Short task => Reproduce the listing below without changes, except that pictures are left out.

Material =>

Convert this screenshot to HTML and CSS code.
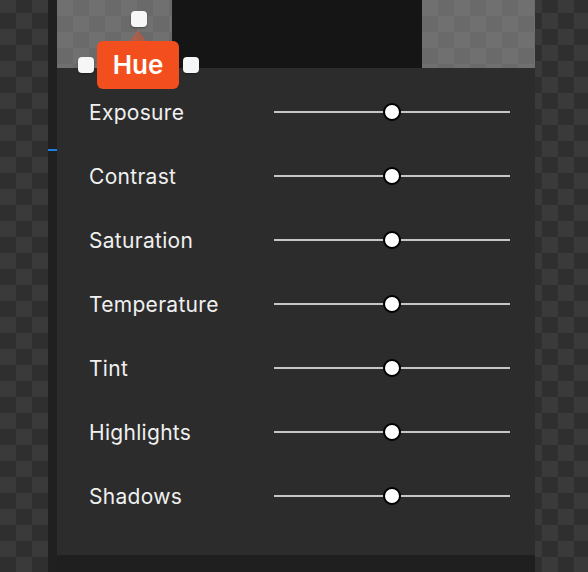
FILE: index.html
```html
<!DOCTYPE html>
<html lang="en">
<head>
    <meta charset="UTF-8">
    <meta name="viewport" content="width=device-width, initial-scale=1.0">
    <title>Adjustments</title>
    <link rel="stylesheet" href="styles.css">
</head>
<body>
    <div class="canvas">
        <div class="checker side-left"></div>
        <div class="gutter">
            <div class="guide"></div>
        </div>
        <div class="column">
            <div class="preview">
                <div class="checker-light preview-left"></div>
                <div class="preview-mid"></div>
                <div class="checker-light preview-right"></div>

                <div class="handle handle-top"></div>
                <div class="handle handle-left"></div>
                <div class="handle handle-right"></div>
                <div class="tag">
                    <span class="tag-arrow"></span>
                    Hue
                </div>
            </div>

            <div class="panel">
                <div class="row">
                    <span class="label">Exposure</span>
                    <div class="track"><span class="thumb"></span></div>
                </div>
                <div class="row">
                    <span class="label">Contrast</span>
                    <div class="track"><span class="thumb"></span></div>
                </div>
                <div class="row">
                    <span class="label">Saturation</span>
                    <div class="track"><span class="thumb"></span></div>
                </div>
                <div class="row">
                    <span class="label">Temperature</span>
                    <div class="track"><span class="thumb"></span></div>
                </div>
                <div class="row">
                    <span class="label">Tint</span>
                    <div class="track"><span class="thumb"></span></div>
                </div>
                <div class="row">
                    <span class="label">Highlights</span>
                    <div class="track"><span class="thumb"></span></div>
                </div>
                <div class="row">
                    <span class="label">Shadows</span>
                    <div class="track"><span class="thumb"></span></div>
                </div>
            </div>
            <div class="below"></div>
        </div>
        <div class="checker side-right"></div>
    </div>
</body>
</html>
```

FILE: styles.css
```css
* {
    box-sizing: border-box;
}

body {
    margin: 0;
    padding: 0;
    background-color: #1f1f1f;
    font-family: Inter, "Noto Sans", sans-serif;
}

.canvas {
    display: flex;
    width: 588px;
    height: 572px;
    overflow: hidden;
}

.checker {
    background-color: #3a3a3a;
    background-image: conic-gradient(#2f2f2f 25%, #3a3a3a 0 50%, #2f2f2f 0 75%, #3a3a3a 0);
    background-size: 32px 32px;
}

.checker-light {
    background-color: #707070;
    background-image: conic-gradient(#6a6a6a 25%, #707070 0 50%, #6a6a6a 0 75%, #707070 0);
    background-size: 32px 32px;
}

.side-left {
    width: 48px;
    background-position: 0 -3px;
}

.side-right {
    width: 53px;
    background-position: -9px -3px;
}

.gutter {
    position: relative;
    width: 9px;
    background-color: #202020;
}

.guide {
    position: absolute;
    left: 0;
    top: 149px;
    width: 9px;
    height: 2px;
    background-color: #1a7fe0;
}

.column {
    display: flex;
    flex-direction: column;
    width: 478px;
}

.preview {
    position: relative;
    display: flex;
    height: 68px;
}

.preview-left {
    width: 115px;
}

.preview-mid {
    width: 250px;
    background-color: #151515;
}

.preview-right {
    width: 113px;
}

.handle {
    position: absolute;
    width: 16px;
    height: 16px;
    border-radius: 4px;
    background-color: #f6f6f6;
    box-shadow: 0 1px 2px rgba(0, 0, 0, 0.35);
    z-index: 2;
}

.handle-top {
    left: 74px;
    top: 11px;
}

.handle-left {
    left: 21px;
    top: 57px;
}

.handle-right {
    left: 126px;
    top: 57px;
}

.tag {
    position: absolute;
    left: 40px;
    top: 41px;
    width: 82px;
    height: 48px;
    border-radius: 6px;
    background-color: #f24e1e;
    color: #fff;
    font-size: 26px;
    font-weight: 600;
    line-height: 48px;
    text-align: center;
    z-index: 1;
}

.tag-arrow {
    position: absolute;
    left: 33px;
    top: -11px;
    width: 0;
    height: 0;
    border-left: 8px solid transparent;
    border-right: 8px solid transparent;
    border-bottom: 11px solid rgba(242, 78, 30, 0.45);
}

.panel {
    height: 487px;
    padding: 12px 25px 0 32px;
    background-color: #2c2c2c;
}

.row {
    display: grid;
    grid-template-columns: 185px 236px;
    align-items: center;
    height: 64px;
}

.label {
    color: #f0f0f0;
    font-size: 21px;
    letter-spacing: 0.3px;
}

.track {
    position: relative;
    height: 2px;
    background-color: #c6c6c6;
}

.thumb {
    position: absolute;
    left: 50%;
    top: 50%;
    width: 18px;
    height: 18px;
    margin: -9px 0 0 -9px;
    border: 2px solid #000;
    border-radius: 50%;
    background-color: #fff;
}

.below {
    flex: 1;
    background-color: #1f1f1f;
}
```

Answer to the exercise =>
Convert this screenshot to HTML and CSS code.
FILE: index.html
```html
<!DOCTYPE html>
<html lang="en">
<head>
    <meta charset="UTF-8">
    <meta name="viewport" content="width=device-width, initial-scale=1.0">
    <title>Adjustments</title>
    <link rel="stylesheet" href="styles.css">
</head>
<body>
    <div class="canvas">
        <div class="checker side-left"></div>
        <div class="gutter">
            <div class="guide"></div>
        </div>
        <div class="column">
            <div class="preview">
                <div class="checker-light preview-left"></div>
                <div class="preview-mid"></div>
                <div class="checker-light preview-right"></div>

                <div class="handle handle-top"></div>
                <div class="handle handle-left"></div>
                <div class="handle handle-right"></div>
                <div class="tag">
                    <span class="tag-arrow"></span>
                    Hue
                </div>
            </div>

            <div class="panel">
                <div class="row">
                    <span class="label">Exposure</span>
                    <div class="track"><span class="thumb"></span></div>
                </div>
                <div class="row">
                    <span class="label">Contrast</span>
                    <div class="track"><span class="thumb"></span></div>
                </div>
                <div class="row">
                    <span class="label">Saturation</span>
                    <div class="track"><span class="thumb"></span></div>
                </div>
                <div class="row">
                    <span class="label">Temperature</span>
                    <div class="track"><span class="thumb"></span></div>
                </div>
                <div class="row">
                    <span class="label">Tint</span>
                    <div class="track"><span class="thumb"></span></div>
                </div>
                <div class="row">
                    <span class="label">Highlights</span>
                    <div class="track"><span class="thumb"></span></div>
                </div>
                <div class="row">
                    <span class="label">Shadows</span>
                    <div class="track"><span class="thumb"></span></div>
                </div>
            </div>
            <div class="below"></div>
        </div>
        <div class="checker side-right"></div>
    </div>
</body>
</html>
```

FILE: styles.css
```css
* {
    box-sizing: border-box;
}

body {
    margin: 0;
    padding: 0;
    background-color: #1f1f1f;
    font-family: Inter, "Noto Sans", sans-serif;
}

.canvas {
    display: flex;
    width: 588px;
    height: 572px;
    overflow: hidden;
}

.checker {
    background-color: #3a3a3a;
    background-image: conic-gradient(#2f2f2f 25%, #3a3a3a 0 50%, #2f2f2f 0 75%, #3a3a3a 0);
    background-size: 32px 32px;
}

.checker-light {
    background-color: #707070;
    background-image: conic-gradient(#6a6a6a 25%, #707070 0 50%, #6a6a6a 0 75%, #707070 0);
    background-size: 32px 32px;
}

.side-left {
    width: 48px;
    background-position: 0 -3px;
}

.side-right {
    width: 53px;
    background-position: -9px -3px;
}

.gutter {
    position: relative;
    width: 9px;
    background-color: #202020;
}

.guide {
    position: absolute;
    left: 0;
    top: 149px;
    width: 9px;
    height: 2px;
    background-color: #1a7fe0;
}

.column {
    display: flex;
    flex-direction: column;
    width: 478px;
}

.preview {
    position: relative;
    display: flex;
    height: 68px;
}

.preview-left {
    width: 115px;
}

.preview-mid {
    width: 250px;
    background-color: #151515;
}

.preview-right {
    width: 113px;
}

.handle {
    position: absolute;
    width: 16px;
    height: 16px;
    border-radius: 4px;
    background-color: #f6f6f6;
    box-shadow: 0 1px 2px rgba(0, 0, 0, 0.35);
    z-index: 2;
}

.handle-top {
    left: 74px;
    top: 11px;
}

.handle-left {
    left: 21px;
    top: 57px;
}

.handle-right {
    left: 126px;
    top: 57px;
}

.tag {
    position: absolute;
    left: 40px;
    top: 41px;
    width: 82px;
    height: 48px;
    border-radius: 6px;
    background-color: #f24e1e;
    color: #fff;
    font-size: 26px;
    font-weight: 600;
    line-height: 48px;
    text-align: center;
    z-index: 1;
}

.tag-arrow {
    position: absolute;
    left: 33px;
    top: -11px;
    width: 0;
    height: 0;
    border-left: 8px solid transparent;
    border-right: 8px solid transparent;
    border-bottom: 11px solid rgba(242, 78, 30, 0.45);
}

.panel {
    height: 487px;
    padding: 12px 25px 0 32px;
    background-color: #2c2c2c;
}

.row {
    display: grid;
    grid-template-columns: 185px 236px;
    align-items: center;
    height: 64px;
}

.label {
    color: #f0f0f0;
    font-size: 21px;
    letter-spacing: 0.3px;
}

.track {
    position: relative;
    height: 2px;
    background-color: #c6c6c6;
}

.thumb {
    position: absolute;
    left: 50%;
    top: 50%;
    width: 18px;
    height: 18px;
    margin: -9px 0 0 -9px;
    border: 2px solid #000;
    border-radius: 50%;
    background-color: #fff;
}

.below {
    flex: 1;
    background-color: #1f1f1f;
}
```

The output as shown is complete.